Now that Obama is the president-elect, he has already set about the difficult task of preparing to govern. His official government website, Change.gov, offers Americans a way to suggest policies to him, and a one-stop information centre for those wanting to know more about his plans. That such a polished website is ready to launch barely three days after the election speaks volumes about Obama's managerial capacity.
Obama could have limped to victory if he was just another politician, much like John Kerry in 2004. If he was just a good rhetorician or intellectual, he could have run an ineffectual campaign, much like the losing Democratic candidates of Adlai Stevenson in 1952 and George McGovern in 1972. Or if he was just anyone but George Bush, he could have wound up like the idealistic but incompetent one-term president Jimmy Carter. But Obama has clearly taken the best traits these leaders had to offer, and melded them seamlessly: he is a politician who can inspire the youth like McGovern, think intellectually like Stevenson, offer the idealism of Jimmy Carter, and so much more. Already some in America have invoked comparisons of Obama to stalwart two-term American presidents like Ronald Reagan and Bill Clinton, both of whom brought great rhetorical and political skill to the White House.

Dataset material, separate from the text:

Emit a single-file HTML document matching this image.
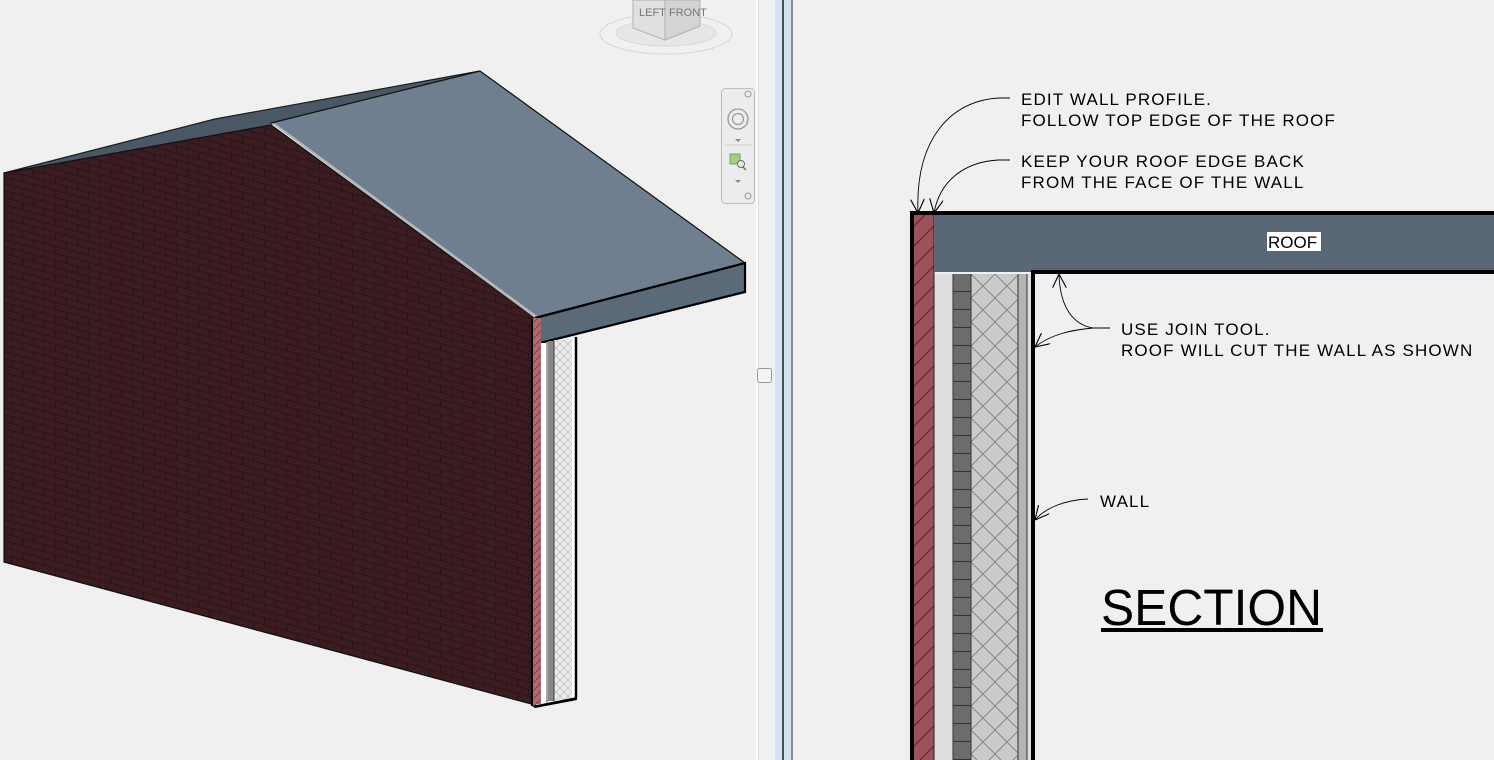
<!DOCTYPE html>
<html><head><meta charset="utf-8"><style>
html,body{margin:0;padding:0;background:#f0f0f0;width:1494px;height:760px;overflow:hidden}
svg{display:block}
text{font-family:"Liberation Sans",Arial,sans-serif}
</style></head><body>
<svg width="1494" height="760" viewBox="0 0 1494 760" xmlns="http://www.w3.org/2000/svg">
<defs>
<pattern id="brick" width="22" height="14" patternUnits="userSpaceOnUse" patternTransform="skewY(15.1)">
<rect width="22" height="14" fill="#3b1c21"/>
<path d="M0 0.5H22M0 7.5H22M0.5 0V7M11.5 7V14" stroke="#2c1316" stroke-width="1"/>
</pattern>
<pattern id="hatchR" width="20" height="20" patternUnits="userSpaceOnUse">
<rect width="20" height="20" fill="#9c525a"/>
<path d="M0 20L20 0M-5 5L5 -5M15 25L25 15" stroke="#5a1e25" stroke-width="1"/>
</pattern>
<pattern id="hatchR2" width="8" height="8" patternUnits="userSpaceOnUse">
<rect width="8" height="8" fill="#b06a70"/>
<path d="M0 8L8 0" stroke="#8a4048" stroke-width="1"/>
</pattern>
<pattern id="cross" width="24" height="24" patternUnits="userSpaceOnUse" x="971" y="274">
<rect width="24" height="24" fill="#cacaca"/>
<path d="M0 0L24 24M24 0L0 24" stroke="#7a7a7a" stroke-width="0.8"/>
</pattern>
<pattern id="cross2" width="8" height="8" patternUnits="userSpaceOnUse">
<rect width="8" height="8" fill="#ececec"/>
<path d="M0 0L8 8M8 0L0 8" stroke="#b8b8b8" stroke-width="0.7"/>
</pattern>
<pattern id="blocks" width="20" height="18" patternUnits="userSpaceOnUse" x="953" y="274">
<rect width="20" height="18" fill="#6c6c6c"/>
<path d="M0 17.5H20" stroke="#333" stroke-width="1"/>
</pattern>
<marker id="ar" viewBox="0 0 10 10" refX="10" refY="5" markerWidth="14" markerHeight="14" orient="auto-start-reverse" markerUnits="userSpaceOnUse">
<path d="M0 0L10 5L0 10" fill="none" stroke="#000" stroke-width="0.8"/>
</marker>
</defs>

<polygon points="4,173 215,119 480,71 271,125 " fill="#4a5866"/>
<polyline points="4,173 215,119 480,71" fill="none" stroke="#1a1a1a" stroke-width="1.2"/>
<polygon points="4,173 271,125 535,318 535,705 4,562" fill="url(#brick)"/>
<polygon points="4,173 271,125 535,318 535,705 4,562" fill="none" stroke="#111" stroke-width="1.2"/>
<polygon points="271,123 480,71 745,263 535,318" fill="#6f7f8f"/>
<polygon points="271,123 535,318 540,318 276,124" fill="#b8b8b8"/>
<polyline points="271,123 480,71 745,263" fill="none" stroke="#111" stroke-width="1.2"/>
<polygon points="535,318 745,263 745,292 540,343 535,343" fill="#5b6a78"/>
<polyline points="535,318 745,263 745,292 540,343" fill="none" stroke="#000" stroke-width="2.2"/>
<polygon points="532,318 541,318 541,704 532,705" fill="url(#hatchR2)"/>
<line x1="532" y1="318" x2="532" y2="706" stroke="#000" stroke-width="2"/>
<rect x="541" y="343" width="7" height="360" fill="#fff"/>
<rect x="548" y="341" width="6" height="360" fill="#888"/>
<rect x="554" y="340" width="18" height="360" fill="url(#cross2)"/>
<rect x="572" y="338" width="3" height="360" fill="#fff"/>
<line x1="576" y1="337" x2="576" y2="698" stroke="#000" stroke-width="2.5"/>
<polygon points="532,706 577,697 577,700 535,708" fill="#000"/>
<line x1="547" y1="343" x2="547" y2="703" stroke="#222" stroke-width="0.8"/>
<line x1="554" y1="341" x2="554" y2="702" stroke="#222" stroke-width="0.8"/>

<ellipse cx="666" cy="34" rx="66" ry="20" fill="none" stroke="#c8c8c8" stroke-width="1" stroke-dasharray="2 1"/>
<ellipse cx="666" cy="33" rx="50" ry="13" fill="#e6e6e6" stroke="#d6d6d6"/>
<polygon points="633,0 665,0 665,40 633,28" fill="#e0e0e0" stroke="#b0b0b0"/>
<polygon points="665,0 700,0 700,26 665,40" fill="#d4d4d4" stroke="#b0b0b0"/>
<text x="639" y="16" font-size="11" fill="#777">LEFT</text>
<text x="669" y="16" font-size="11" fill="#777">FRONT</text>

<rect x="721.5" y="88.5" width="33" height="115" rx="4" fill="#ececec" stroke="#bdbdbd"/>
<circle cx="748" cy="94" r="3" fill="none" stroke="#999"/>
<circle cx="738" cy="119" r="10" fill="none" stroke="#999" stroke-width="1.3"/>
<circle cx="738" cy="119" r="5.5" fill="none" stroke="#999" stroke-width="1.2"/>
<path d="M735 139L741 139L738 142Z" fill="#888"/>
<line x1="725" y1="145" x2="752" y2="145" stroke="#ccc"/>
<rect x="730" y="154" width="10" height="10" fill="#a6cc8a" stroke="#7aa060"/>
<circle cx="741" cy="164" r="3.5" fill="#eee" stroke="#666"/>
<line x1="743" y1="167" x2="746" y2="170" stroke="#666" stroke-width="1.3"/>
<path d="M735 180L741 180L738 183Z" fill="#888"/>
<circle cx="748" cy="196" r="3" fill="none" stroke="#999"/>

<rect x="756" y="0" width="2" height="760" fill="#fafafa"/>
<line x1="758.5" y1="0" x2="758.5" y2="760" stroke="#e0e0e0"/>
<rect x="757.5" y="368.5" width="14" height="14" rx="2" fill="#f4f4f4" stroke="#999"/>
<rect x="775" y="0" width="7" height="760" fill="#d4e3f1"/>
<rect x="782" y="0" width="2" height="760" fill="#505050"/>
<rect x="784" y="0" width="7" height="760" fill="#d4e3f1"/>
<rect x="791" y="0" width="2" height="760" fill="#8a8a8a"/>

<rect x="934" y="274" width="19" height="486" fill="#dedede"/>
<rect x="953" y="274" width="18" height="486" fill="url(#blocks)"/>
<rect x="971" y="274" width="47" height="486" fill="url(#cross)"/>
<rect x="1018" y="274" width="9" height="486" fill="#b4b4b4"/>
<rect x="1027" y="274" width="4" height="486" fill="#e0e0e0"/>
<path d="M953 274V760M971 274V760M1018 274V760M1027 274V760M934 274V760" stroke="#333" stroke-width="1"/>
<rect x="1031" y="272" width="4" height="488" fill="#000"/>
<rect x="914" y="214" width="20" height="546" fill="url(#hatchR)"/>
<line x1="934" y1="214" x2="934" y2="760" stroke="#222"/>
<rect x="934" y="214" width="560" height="58" fill="#5a6775"/>
<rect x="910" y="211" width="584" height="4" fill="#000"/>
<rect x="910" y="211" width="4" height="549" fill="#000"/>
<rect x="1031" y="270" width="463" height="4" fill="#000"/>
<rect x="1267" y="232" width="54" height="19" fill="#fff"/>
<text x="1268" y="248" font-size="17" fill="#000">ROOF</text>

<g fill="none" stroke="#000" stroke-width="0.9">
<path d="M1010 98L1000 98C950 100 915 140 918 213" marker-end="url(#ar)"/>
<path d="M1010 160L998 160C965 162 940 180 934 213" marker-end="url(#ar)"/>
<path d="M1110 328L1093 328C1075 325 1060 310 1059 274" marker-end="url(#ar)"/>
<path d="M1110 328L1093 328C1070 330 1050 335 1035 347" marker-end="url(#ar)"/>
<path d="M1088 499C1065 500 1045 508 1035 520" marker-end="url(#ar)"/>
</g>

<g font-size="17" fill="#000" letter-spacing="1.15">
<text x="1021" y="105">EDIT WALL PROFILE.</text>
<text x="1021" y="126">FOLLOW TOP EDGE OF THE ROOF</text>
<text x="1021" y="167">KEEP YOUR ROOF EDGE BACK</text>
<text x="1021" y="188">FROM THE FACE OF THE WALL</text>
<text x="1121" y="335">USE JOIN TOOL.</text>
<text x="1121" y="356">ROOF WILL CUT THE WALL AS SHOWN</text>
<text x="1100" y="507">WALL</text>
</g>
<text x="1101" y="625" font-size="51" fill="#000" textLength="221" lengthAdjust="spacingAndGlyphs">SECTION</text>
<rect x="1101" y="628" width="222" height="4" fill="#000"/>
</svg>
</body></html>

As interesting as Obama's fascinating personal background might be, it is not the primary reason he will take up residence in the White House less than 75 days from now. Previous black leaders like Al Sharpton and Jesse Jackson unsuccessfully ran for president by stressing their black heritage and black identity — they were clear embodiments of stark, radical and drastic change. The amazing and brilliant thing about Obama is that he is bringing change to America, but only by continuing the great political traditions and heritage of the American nation. He reminds commentators of great leaders like Reagan and Clinton, rather than radicals like the Black Panthers or hardcore socialists. Obama won his hard-earned landslide victory because he represented the best America had to offer, and ran the best campaign America had ever seen.